Among Dan Marchesin’s many lasting contributions to science are the following:

• His extensive and detailed study of fundamental solutions of the equations governing three-phase immiscible flow in a porous medium. These solutions, or waves, serve as building blocks of general flows. He has elucidated the properties of such waves using an uncommon scientific approach: focusing attention not on simplified models but rather on a difficult realistic model that exhibits the full spectrum of complicated behavior.

• His discovery, in collaboration with colleagues, of the existence of a new type of wave in three-phase porous medium flow. This new wave clarifies the efficacy of modern enhanced oil recovery techniques.

• His contributions to an array of mathematical and computational specialties through work on concrete applications, from partial differential equations and dynamical system to numerical analysis and computer graphics.

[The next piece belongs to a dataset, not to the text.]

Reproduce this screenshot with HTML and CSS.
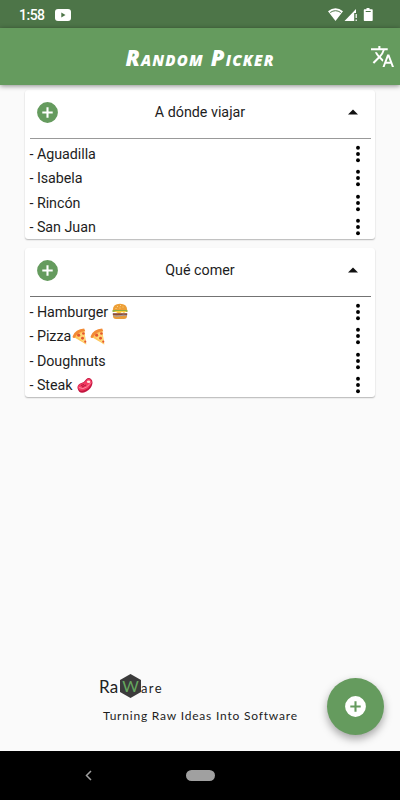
FILE: index.html
```html
<!DOCTYPE html>
<html lang="es">
<head>
<meta charset="utf-8">
<title>Random Picker</title>
<link rel="stylesheet" href="styles.css">
</head>
<body>
<svg class="defs" width="0" height="0" aria-hidden="true">
  <symbol id="add" viewBox="0 0 24 24"><path d="M12 2a10 10 0 1 0 0 20 10 10 0 0 0 0-20zm5 11h-4v4h-2v-4H7v-2h4V7h2v4h4z"/></symbol>
  <symbol id="dots" viewBox="0 0 6 18"><circle cx="3" cy="2.8" r="1.95"/><circle cx="3" cy="9" r="1.95"/><circle cx="3" cy="15.200" r="1.95"/></symbol>
  <symbol id="up" viewBox="0 0 10 6"><path d="M0 5.500 5 .5l5 5z"/></symbol>
  <symbol id="pizza" viewBox="1 1 13.500 15.500">
    <path d="M2 9 12 2.500 14 16z" fill="#ffc65c"/>
    <path d="M1.500 8.500Q4 2 12 1.500L13 4Q6 4.500 3.500 10Q1 10.500 1.500 8.500z" fill="#f28b35"/>
    <path d="m5 8 7-3.500 1.500 11.500z" fill="#ffd778"/>
    <circle cx="7" cy="7.500" r="1.400" fill="#e4572e"/><circle cx="11.300" cy="6" r="1.200" fill="#e4572e"/><circle cx="10.500" cy="10.300" r="1.300" fill="#e4572e"/><circle cx="13" cy="13.500" r="1" fill="#e4572e"/>
  </symbol>
</svg>
<div class="screen">
  <div class="status">
    <span class="clock">1:58</span>
    <svg class="tube" viewBox="0 0 16 12"><rect width="16" height="12" rx="3" fill="#fff"/><path d="M6.300 3.500v5L10.500 6z" fill="#4d7548"/></svg>
    <svg class="system" viewBox="0 0 48 14" fill="#fff">
      <path d="M0 3.200Q7.500-2.500 15 3.200L7.500 13z"/><path d="M2.200 4.500Q7.500.9 12.800 4.500" fill="none" stroke="#4d7548" stroke-width="1"/>
      <path d="M16.500 13 28 1v4h-1.800v8z"/><path d="M28.200 6v4M28.200 11.500V13" stroke="#fff" stroke-width="1.200"/>
      <path d="M38.500 0h3v1.200H44q.7 0 .7.700v10.400q0 .7-.7.700h-7.500q-.7 0-.7-.7V1.900q0-.7.700-.7h2z"/><path d="M37.700 3.500h5" stroke="#4d7548" stroke-width="1"/>
    </svg>
  </div>
  <header class="appbar">
    <h1 class="title">Random Picker</h1>
    <svg class="translate" viewBox="1 2 22 20" fill="#fff"><path d="M12.870 15.070l-2.540-2.510.03-.03A17.520 17.520 0 0 0 14.070 6H17V4h-7V2H8v2H1v1.990h11.170C11.500 7.920 10.440 9.750 9 11.350 8.070 10.320 7.300 9.190 6.690 8h-2c.73 1.630 1.730 3.170 2.980 4.560l-5.090 5.020L4 19l5-5 3.110 3.110.76-2.040zM18.500 10h-2L12 22h2l1.120-3h4.750L21 22h2l-4.500-12zm-2.620 7l1.620-4.330L19.120 17h-3.240z"/></svg>
  </header>
  <main class="lists">
    <section class="card">
      <div class="head"><svg class="add"><use href="#add"/></svg><h2>A dónde viajar</h2><svg class="up"><use href="#up"/></svg></div>
      <ul>
        <li><span>- Aguadilla</span><svg class="dots"><use href="#dots"/></svg></li>
        <li><span>- Isabela</span><svg class="dots"><use href="#dots"/></svg></li>
        <li><span>- Rincón</span><svg class="dots"><use href="#dots"/></svg></li>
        <li><span>- San Juan</span><svg class="dots"><use href="#dots"/></svg></li>
      </ul>
    </section>
    <section class="card dark-rule">
      <div class="head"><svg class="add"><use href="#add"/></svg><h2>Qué comer</h2><svg class="up"><use href="#up"/></svg></div>
      <ul>
        <li><span>- Hamburger</span>
          <svg class="food burger" viewBox="0 0 16 17"><path d="M.8 7Q1 .8 8 .8T15.200 7z" fill="#ed9f37"/><path d="M1 11h14v2q0 3-3 3H4q-3 0-3-3z" fill="#e89b3a"/><path d="M.5 7h15v2H.5z" fill="#8fae3f"/><path d="M1 8h14l-3 2-2-1-3 2-3-2z" fill="#ffca3c"/><path d="M.8 10.200h14.400v2H.8z" fill="#8b4b38"/><path d="M1.500 12.500q3 1.500 6.500.3t6.500-.3" stroke="#9b9dae" fill="none"/><path d="M5 3.500h1M8 2.500h1M10.500 4h1M7.500 5h1M3.500 5.500h1" stroke="#ffe3a0" stroke-width=".8"/></svg>
          <svg class="dots"><use href="#dots"/></svg></li>
        <li><span>- Pizza</span><svg class="food slice"><use href="#pizza"/></svg><svg class="food slice second"><use href="#pizza"/></svg><svg class="dots"><use href="#dots"/></svg></li>
        <li><span>- Doughnuts</span><svg class="dots"><use href="#dots"/></svg></li>
        <li><span>- Steak</span>
          <svg class="food steak" viewBox="0 0 16 16"><path d="M.6 11Q0 7 4.500 5.500 7.500 4.500 9 2q2.500-2.500 5-.5 2 2 1.300 5-1 5-6 7.500-7 3.500-8.700-3z" fill="#c2153f"/><path d="M.8 9.500Q1 7 4.800 6 8 5 9.500 2.500q2-2 4-.5 2 2 .5 5-2 4-6 5.500-6.500 2.500-7.200-3z" fill="#f23b62"/><path d="M2 10q4 2.500 7.500-.5T14 5" stroke="#ff8ca0" fill="none"/><ellipse cx="11.600" cy="4.300" rx="1.700" ry="1.300" fill="#ffe8df"/><path d="m4 8 3-1M5 9.500l4-2" stroke="#b5173a"/></svg>
          <svg class="dots"><use href="#dots"/></svg></li>
      </ul>
    </section>
  </main>
  <footer class="brand">
    <div class="logo"><span class="ra">Ra</span><span class="hex">W</span><span class="are">are</span></div>
    <p class="tagline">Turning Raw Ideas Into Software</p>
  </footer>
  <button class="fab" aria-label="+"><svg><use href="#add"/></svg></button>
  <nav class="nav">
    <svg class="back" viewBox="0 0 7 11"><path d="M6 1 1.500 5.500 6 10" fill="none" stroke="#a0a0a0" stroke-width="1.500"/></svg>
    <span class="pill"></span>
  </nav>
</div>
</body>
</html>
```
FILE: styles.css
```css
* { box-sizing: border-box; }
body { margin: 0; background: #fafafa; font-family: Roboto, "Liberation Sans", sans-serif; color: #1d1d1d; }
svg { display: block; flex: none; }
.defs { position: absolute; }
h1, h2, p, ul { margin: 0; padding: 0; font-weight: 400; }
.screen { position: relative; display: flex; flex-direction: column; width: 400px; height: 800px; overflow: hidden; }
.status { display: flex; align-items: center; height: 28px; flex: none; padding: 1px 24px 0 19px; background: #4d7548; color: #fff; }
.clock { width: 36px; font-size: 14px; font-weight: 500; line-height: 28px; letter-spacing: -.5px; }
.tube { width: 16px; height: 12px; }
.system { width: 48px; height: 14px; margin-left: auto; }
.appbar { display: grid; grid-template-columns: 29px 1fr 29px; align-items: center; height: 57px; flex: none; background: #659b5e; box-shadow: 0 1px 5px rgba(0,0,0,.45); z-index: 1; }
.title { grid-column: 2; justify-self: center; color: #fff; font-family: "Open Sans", sans-serif; font-size: 22px; line-height: 24px; font-weight: 800; font-style: italic; font-variant-caps: small-caps; letter-spacing: 1.2px; white-space: nowrap; }
.translate { width: 23px; height: 21px; }
.lists { display: flex; flex-direction: column; gap: 9px; padding: 5px 25px 0; flex: 1; }
.card { height: 149px; padding: 0 4.5px; background: #fff; border-radius: 3px; box-shadow: 0 1px 1.5px rgba(0,0,0,.28); }
.head { display: grid; grid-template-columns: 34px 1fr 34px; align-items: center; height: 48.5px; padding-bottom: 4px; border-bottom: 1.5px solid #999; }
.dark-rule .head { border-color: #737373; }
.add { width: 25px; height: 25px; margin: 1px 0 0 5px; fill: #659b5e; }
.head h2 { text-align: center; font-size: 14.3px; line-height: 20px; }
.up { width: 10px; height: 6px; margin-left: 11.5px; fill: #111; }
ul { list-style: none; padding-top: 3px; }
li { display: flex; align-items: center; height: 24.5px; font-size: 14.3px; letter-spacing: -.04px; white-space: pre; }
.dots { width: 6px; height: 18px; margin-left: auto; margin-right: 9.6px; fill: #000; }
.food { width: 16px; height: 17px; }
.burger, .steak { margin-left: 4px; }
.slice { width: 15px; margin-left: 1px; }
.second { margin-left: 3px; }
.brand { height: 79px; flex: none; padding-left: 99px; }
.logo { display: flex; align-items: center; height: 28px; font-family: Lato, sans-serif; color: #222; }
.ra { width: 21px; font-size: 17px; letter-spacing: .3px; }
.hex { width: 21px; height: 24px; background: #3b3b3b; color: #65a85e; clip-path: polygon(50% 0, 100% 25%, 100% 75%, 50% 100%, 0 75%, 0 25%); text-align: center; font-size: 16px; line-height: 24px; }
.are { font-size: 13px; letter-spacing: 1.4px; padding-top: 3px; }
.tagline { margin: 7px 0 0 4px; font-family: Lato, sans-serif; font-size: 12px; line-height: 18px; letter-spacing: .8px; white-space: nowrap; }
.fab { position: absolute; left: 327px; top: 678px; width: 57px; height: 57px; display: grid; place-items: center; padding: 0; border: 0; border-radius: 50%; background: #659b5e; box-shadow: 0 4px 8px rgba(0,0,0,.35); }
.fab svg { width: 25px; height: 25px; fill: #fff; }
.nav { display: grid; grid-template-columns: 186px 1fr; align-items: center; height: 49px; flex: none; background: #000; }
.back { width: 7px; height: 11px; margin-left: 85px; }
.pill { width: 29px; height: 11px; border-radius: 6px; background: #a0a0a0; }
```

• His development of mathematical and computational tools for solving and understanding fundamental solutions in fluid dynamics, ranging from the abstract (the wave manifold and bifurcation theory) to the practical (parallel computer methods for solving highly non-linear equations).

• His recent deduction of the mathematical structure of compositional models of geo-chemical flows and improved understanding of enhanced oil recovery methods based on injecting brine and carbon dioxide. Dan has published more than one hundred papers in international scientific journals on various topics: in addition to the aforementioned results, he has reported work on computational aspects of quantum field theory, simulation and analysis of laser ionization, efficient numerical methods for weather prediction, and numerical methods for flows containing discontinuous waves.

Dan is well known for his heartfelt loyalty and friendship. We, his numerous students, colleagues, and friends, congratulate Dan on his scientific accomplishments and anticipate his continued success.